Business

Pension charge pushes UPS’ fourth-quarter results into the red

DALLAS — United Parcel Service Inc. says weak global trade and a disappointing holiday-shopping season slowed it down in the fourth quarter.

Profit in the last three months of 2012 fell short of Wall Street expectations. So did UPS’s outlook for this year as the company took a cautious approach toward the global economy.

UPS also forecast a “relatively flat” first quarter. Shares dropped 2 percent.

“Overall we still see 2013 as a slow-growth economy,” Chairman and CEO D. Scott Davis said Thursday on a conference call with analysts.

Davis said Europe was more stable than a year ago, and “in the U.S., I think we got off to a strong start in January.” But, he added, “We’re not banking on a robust economy.”

UPS is the world’s biggest package-delivery company and something of an economic bellwether. It operates fleets of trucks and planes that haul everything from trinkets to industrial equipment between companies and from businesses to consumers.

The Atlanta-based company said it expects 2013 adjusted earnings of between $4.80 and $5.06 per share. That would be an increase of 6 percent to 12 percent over 2012, but less than the $5.13 per share that analysts expected. UPS said the first quarter would be fairly flat, hurt by one less business day than in 2012.

UPS said that it lost $1.75 billion in the fourth quarter because of a $3 billion charge for pension liabilities, compared with a profit of $725 million a year earlier.

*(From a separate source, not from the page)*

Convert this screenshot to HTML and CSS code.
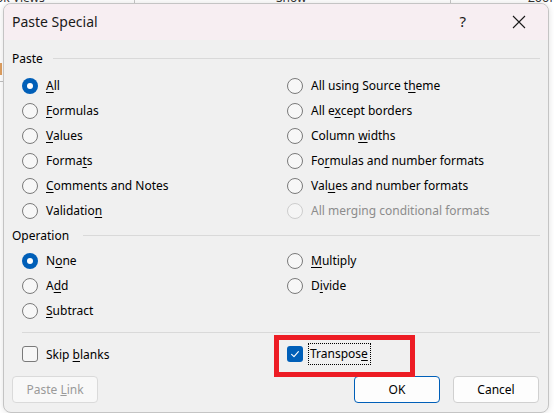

Without the pension-accounting charge, UPS said that it would have earned $2.05 billion, or $1.32 per share.

Analysts expected adjusted earnings of $1.38 per share, according to FactSet.

Revenue rose 3 percent to $14.57 billion, beating analysts’ forecast of $14.48 billion.

The company said that disruptions from Hurricane Sandy lowered earnings by 5 cents per share and money spent on the failed pursuit of Dutch delivery firm TNT Express NV cost another penny per share.

UPS increased its plan for spending on buying back its own stock this year to $4 billion from $1.5 billion.

Peter Nesvold, an analyst for Jefferies & Co., said investors expected the company to make a “substantial” increase in share repurchasing after the TNT deal fell apart and freed up cash.

Standard & Poor’s analyst Jim Corridore said the stock buybacks would help protect UPS shares from falling.

UPS said consumer spending on holiday shopping was less than expected, although it still carried a record 500 million packages, including nearly 28 million on the busiest day, Dec. 19.

In January, UPS walked away from an agreement to buy TNT. It would have expanded UPS’ presence in Europe, but antitrust regulators there insisted on concessions that UPS considered too costly. Davis said Thursday that the company is still interested in acquisitions but probably nothing as big as TNT, which would have been UPS’ largest purchase ever.

Shares fell $1.71, or 2.1 percent, to $79.52 in afternoon trading Thursday. That pushed the gain for the month of January back below 10 percent.